## BEGIN

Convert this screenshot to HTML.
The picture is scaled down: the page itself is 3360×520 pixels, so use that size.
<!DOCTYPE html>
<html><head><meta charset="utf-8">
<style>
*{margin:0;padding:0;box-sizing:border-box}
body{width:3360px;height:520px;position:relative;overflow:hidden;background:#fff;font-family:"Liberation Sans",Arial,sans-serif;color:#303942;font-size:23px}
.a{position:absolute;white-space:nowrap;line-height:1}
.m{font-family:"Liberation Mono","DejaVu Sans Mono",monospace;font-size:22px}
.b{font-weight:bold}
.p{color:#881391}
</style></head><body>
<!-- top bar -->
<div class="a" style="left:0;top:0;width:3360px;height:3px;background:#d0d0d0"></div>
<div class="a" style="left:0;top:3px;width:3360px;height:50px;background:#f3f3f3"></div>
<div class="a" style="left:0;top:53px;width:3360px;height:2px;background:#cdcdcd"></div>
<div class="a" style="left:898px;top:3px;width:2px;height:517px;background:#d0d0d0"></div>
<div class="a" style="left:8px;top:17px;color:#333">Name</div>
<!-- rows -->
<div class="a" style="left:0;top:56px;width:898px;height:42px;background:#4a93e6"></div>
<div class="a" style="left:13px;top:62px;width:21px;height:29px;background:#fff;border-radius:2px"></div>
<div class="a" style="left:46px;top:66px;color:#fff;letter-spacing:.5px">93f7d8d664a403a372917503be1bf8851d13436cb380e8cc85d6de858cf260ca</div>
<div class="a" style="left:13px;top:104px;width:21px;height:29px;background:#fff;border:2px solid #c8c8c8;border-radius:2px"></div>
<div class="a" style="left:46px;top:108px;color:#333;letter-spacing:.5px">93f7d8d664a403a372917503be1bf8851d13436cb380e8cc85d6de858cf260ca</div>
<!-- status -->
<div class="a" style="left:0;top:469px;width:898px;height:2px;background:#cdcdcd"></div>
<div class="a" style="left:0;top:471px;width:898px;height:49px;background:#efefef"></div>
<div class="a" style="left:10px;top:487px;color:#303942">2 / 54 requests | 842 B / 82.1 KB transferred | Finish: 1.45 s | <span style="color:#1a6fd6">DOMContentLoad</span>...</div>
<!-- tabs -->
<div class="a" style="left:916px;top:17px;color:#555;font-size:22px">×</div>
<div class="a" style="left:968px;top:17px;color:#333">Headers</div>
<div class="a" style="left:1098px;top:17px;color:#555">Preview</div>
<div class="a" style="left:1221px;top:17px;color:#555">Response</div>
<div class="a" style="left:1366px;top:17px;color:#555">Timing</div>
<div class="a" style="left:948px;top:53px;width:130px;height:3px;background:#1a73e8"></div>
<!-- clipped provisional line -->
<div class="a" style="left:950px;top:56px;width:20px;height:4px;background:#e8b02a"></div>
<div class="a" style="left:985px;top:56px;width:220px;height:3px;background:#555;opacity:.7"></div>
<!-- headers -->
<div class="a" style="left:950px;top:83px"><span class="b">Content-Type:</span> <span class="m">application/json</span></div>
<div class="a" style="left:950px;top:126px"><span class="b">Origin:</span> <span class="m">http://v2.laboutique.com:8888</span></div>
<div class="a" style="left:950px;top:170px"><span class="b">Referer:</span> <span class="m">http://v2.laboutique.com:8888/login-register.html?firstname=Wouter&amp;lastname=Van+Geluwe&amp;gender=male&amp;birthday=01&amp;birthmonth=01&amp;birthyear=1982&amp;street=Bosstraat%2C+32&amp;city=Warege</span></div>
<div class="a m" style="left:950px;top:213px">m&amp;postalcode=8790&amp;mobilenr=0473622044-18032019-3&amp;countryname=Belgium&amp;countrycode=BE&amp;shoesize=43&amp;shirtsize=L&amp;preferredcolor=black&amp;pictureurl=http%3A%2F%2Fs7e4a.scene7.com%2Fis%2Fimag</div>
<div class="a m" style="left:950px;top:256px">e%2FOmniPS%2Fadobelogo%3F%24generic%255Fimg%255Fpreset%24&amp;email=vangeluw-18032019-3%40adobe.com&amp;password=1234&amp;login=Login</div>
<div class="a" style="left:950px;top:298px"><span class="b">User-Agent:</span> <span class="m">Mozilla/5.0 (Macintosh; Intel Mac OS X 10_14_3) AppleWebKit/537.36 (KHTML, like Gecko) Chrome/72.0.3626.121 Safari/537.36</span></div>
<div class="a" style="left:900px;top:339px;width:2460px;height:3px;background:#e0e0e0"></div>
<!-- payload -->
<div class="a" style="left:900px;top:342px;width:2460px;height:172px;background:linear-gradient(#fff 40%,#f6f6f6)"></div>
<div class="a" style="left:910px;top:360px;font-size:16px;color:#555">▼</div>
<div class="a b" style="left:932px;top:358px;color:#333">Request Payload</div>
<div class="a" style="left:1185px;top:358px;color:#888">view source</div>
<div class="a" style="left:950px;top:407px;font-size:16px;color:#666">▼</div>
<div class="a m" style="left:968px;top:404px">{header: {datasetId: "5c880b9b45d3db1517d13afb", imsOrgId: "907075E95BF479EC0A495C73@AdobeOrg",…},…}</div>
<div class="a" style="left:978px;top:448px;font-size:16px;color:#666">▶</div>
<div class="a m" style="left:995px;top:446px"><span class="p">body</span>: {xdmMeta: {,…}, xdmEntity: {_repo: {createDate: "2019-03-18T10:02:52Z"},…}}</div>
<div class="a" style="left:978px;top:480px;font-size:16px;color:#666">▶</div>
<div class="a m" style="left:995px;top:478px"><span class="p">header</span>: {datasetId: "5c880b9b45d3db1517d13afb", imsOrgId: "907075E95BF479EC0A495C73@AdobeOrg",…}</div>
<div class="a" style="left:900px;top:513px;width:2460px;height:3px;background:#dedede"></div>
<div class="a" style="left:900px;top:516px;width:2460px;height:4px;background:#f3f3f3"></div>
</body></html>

## END
## BEGIN

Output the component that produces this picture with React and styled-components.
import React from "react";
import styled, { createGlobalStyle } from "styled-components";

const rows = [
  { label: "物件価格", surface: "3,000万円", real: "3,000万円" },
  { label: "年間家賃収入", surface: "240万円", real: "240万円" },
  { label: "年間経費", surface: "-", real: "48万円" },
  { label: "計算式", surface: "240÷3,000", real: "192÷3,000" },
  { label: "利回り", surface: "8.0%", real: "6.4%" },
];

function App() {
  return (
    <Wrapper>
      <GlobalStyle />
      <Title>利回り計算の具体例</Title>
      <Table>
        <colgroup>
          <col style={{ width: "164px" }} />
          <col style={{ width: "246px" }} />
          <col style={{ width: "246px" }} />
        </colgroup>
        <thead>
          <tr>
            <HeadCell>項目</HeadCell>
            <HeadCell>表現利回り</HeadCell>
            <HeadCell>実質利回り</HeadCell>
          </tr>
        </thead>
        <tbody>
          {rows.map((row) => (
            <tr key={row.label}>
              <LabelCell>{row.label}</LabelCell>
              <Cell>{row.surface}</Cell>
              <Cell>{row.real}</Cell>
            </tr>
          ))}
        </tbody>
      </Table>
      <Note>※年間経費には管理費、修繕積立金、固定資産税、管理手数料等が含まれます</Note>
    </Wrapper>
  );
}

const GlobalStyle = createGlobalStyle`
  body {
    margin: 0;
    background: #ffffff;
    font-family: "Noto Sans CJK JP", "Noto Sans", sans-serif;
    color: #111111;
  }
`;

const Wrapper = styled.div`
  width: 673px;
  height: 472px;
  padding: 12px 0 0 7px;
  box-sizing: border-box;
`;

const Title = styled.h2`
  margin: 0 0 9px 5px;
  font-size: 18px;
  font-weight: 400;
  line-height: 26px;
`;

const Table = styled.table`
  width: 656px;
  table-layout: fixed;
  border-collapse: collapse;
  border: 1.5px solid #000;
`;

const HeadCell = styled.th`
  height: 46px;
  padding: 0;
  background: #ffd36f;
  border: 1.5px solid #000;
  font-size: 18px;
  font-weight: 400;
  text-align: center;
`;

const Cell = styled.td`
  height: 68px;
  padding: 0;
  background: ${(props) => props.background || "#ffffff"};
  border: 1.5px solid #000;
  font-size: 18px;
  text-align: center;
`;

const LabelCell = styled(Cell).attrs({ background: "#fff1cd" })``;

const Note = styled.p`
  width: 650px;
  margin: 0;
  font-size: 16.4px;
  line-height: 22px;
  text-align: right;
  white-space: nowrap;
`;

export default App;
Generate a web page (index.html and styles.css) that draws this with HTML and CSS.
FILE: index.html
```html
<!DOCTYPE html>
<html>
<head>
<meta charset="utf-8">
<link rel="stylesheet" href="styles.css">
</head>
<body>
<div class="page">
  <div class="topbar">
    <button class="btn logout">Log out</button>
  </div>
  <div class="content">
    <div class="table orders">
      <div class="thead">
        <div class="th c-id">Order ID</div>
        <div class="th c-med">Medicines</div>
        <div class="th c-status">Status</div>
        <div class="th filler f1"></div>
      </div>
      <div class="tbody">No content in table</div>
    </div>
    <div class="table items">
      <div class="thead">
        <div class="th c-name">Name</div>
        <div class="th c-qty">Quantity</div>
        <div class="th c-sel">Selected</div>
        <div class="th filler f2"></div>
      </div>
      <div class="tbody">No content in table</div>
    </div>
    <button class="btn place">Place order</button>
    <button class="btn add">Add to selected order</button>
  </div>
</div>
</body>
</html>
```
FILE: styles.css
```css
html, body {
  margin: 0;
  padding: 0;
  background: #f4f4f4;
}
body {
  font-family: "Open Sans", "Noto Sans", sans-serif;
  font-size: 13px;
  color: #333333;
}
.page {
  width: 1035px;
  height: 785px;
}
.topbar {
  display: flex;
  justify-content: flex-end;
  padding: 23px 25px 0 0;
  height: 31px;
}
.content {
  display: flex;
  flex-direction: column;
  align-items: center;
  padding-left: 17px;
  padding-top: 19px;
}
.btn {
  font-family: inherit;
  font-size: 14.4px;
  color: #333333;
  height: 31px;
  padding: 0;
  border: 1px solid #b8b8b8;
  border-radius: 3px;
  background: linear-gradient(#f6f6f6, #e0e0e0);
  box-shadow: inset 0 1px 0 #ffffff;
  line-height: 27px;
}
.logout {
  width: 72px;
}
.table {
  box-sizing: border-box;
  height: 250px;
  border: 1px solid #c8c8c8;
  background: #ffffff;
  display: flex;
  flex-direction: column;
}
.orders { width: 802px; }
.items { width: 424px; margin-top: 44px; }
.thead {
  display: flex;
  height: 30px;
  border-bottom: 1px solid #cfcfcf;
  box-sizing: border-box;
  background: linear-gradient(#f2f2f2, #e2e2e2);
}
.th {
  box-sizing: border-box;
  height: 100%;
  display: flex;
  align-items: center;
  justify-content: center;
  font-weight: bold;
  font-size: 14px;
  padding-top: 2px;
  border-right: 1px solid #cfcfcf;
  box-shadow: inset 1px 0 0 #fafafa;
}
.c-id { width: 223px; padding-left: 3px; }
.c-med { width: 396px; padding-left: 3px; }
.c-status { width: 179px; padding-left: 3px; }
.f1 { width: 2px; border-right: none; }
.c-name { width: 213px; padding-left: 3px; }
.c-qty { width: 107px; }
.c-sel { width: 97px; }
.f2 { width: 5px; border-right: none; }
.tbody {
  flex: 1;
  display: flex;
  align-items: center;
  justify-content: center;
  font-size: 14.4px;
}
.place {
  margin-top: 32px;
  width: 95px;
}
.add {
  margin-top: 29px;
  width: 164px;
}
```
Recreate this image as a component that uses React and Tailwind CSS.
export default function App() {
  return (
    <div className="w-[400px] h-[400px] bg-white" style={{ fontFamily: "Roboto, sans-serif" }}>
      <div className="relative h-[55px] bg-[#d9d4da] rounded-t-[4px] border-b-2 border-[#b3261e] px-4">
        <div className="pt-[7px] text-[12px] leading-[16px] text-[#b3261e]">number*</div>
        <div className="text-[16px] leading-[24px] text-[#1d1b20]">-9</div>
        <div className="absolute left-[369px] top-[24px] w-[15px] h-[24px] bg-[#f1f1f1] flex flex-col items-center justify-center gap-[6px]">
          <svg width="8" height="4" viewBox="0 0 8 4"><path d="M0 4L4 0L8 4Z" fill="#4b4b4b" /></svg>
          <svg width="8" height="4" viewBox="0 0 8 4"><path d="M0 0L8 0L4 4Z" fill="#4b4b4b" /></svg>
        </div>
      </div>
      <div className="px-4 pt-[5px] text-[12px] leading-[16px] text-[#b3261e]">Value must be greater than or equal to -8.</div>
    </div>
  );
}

## END
## BEGIN

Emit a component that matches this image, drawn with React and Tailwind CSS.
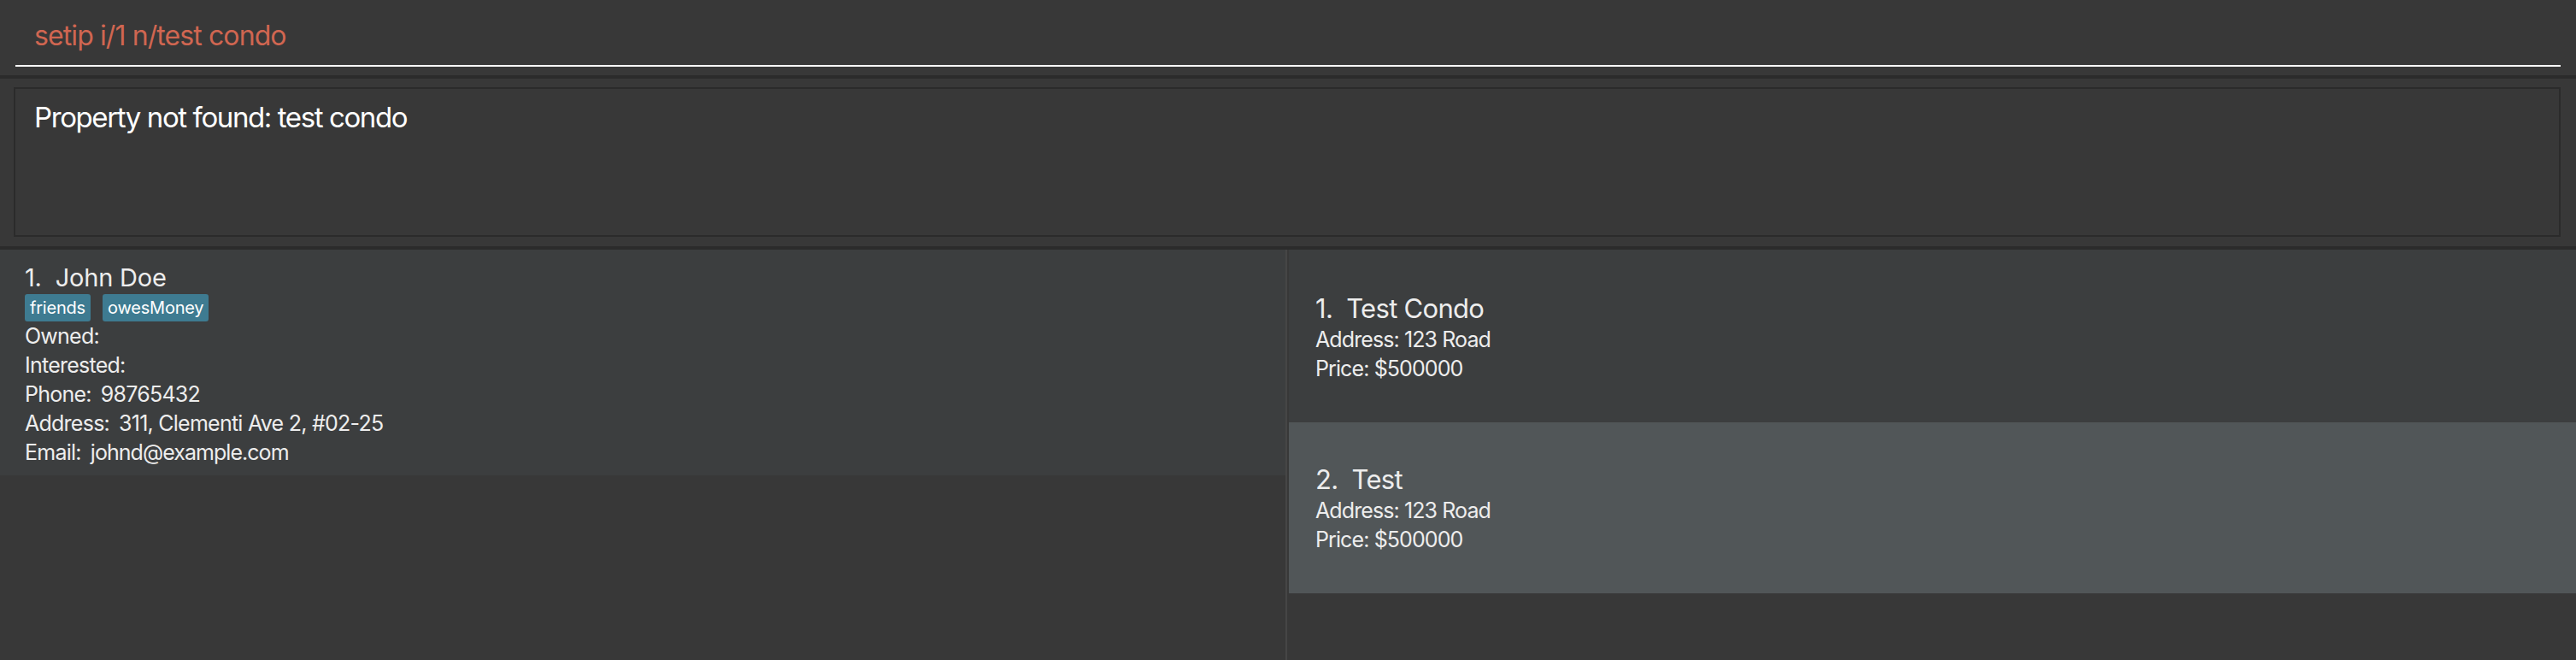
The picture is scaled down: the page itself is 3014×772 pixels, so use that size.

## END

Problem description ->
Transcribe, leaving out pictures, each line from the one containing "Emit a component" through the one containing "The picture is scaled down: the page itself is 3014×772".

Problem solution ->
Emit a component that matches this image, drawn with React and Tailwind CSS.
The picture is scaled down: the page itself is 3014×772 pixels, so use that size.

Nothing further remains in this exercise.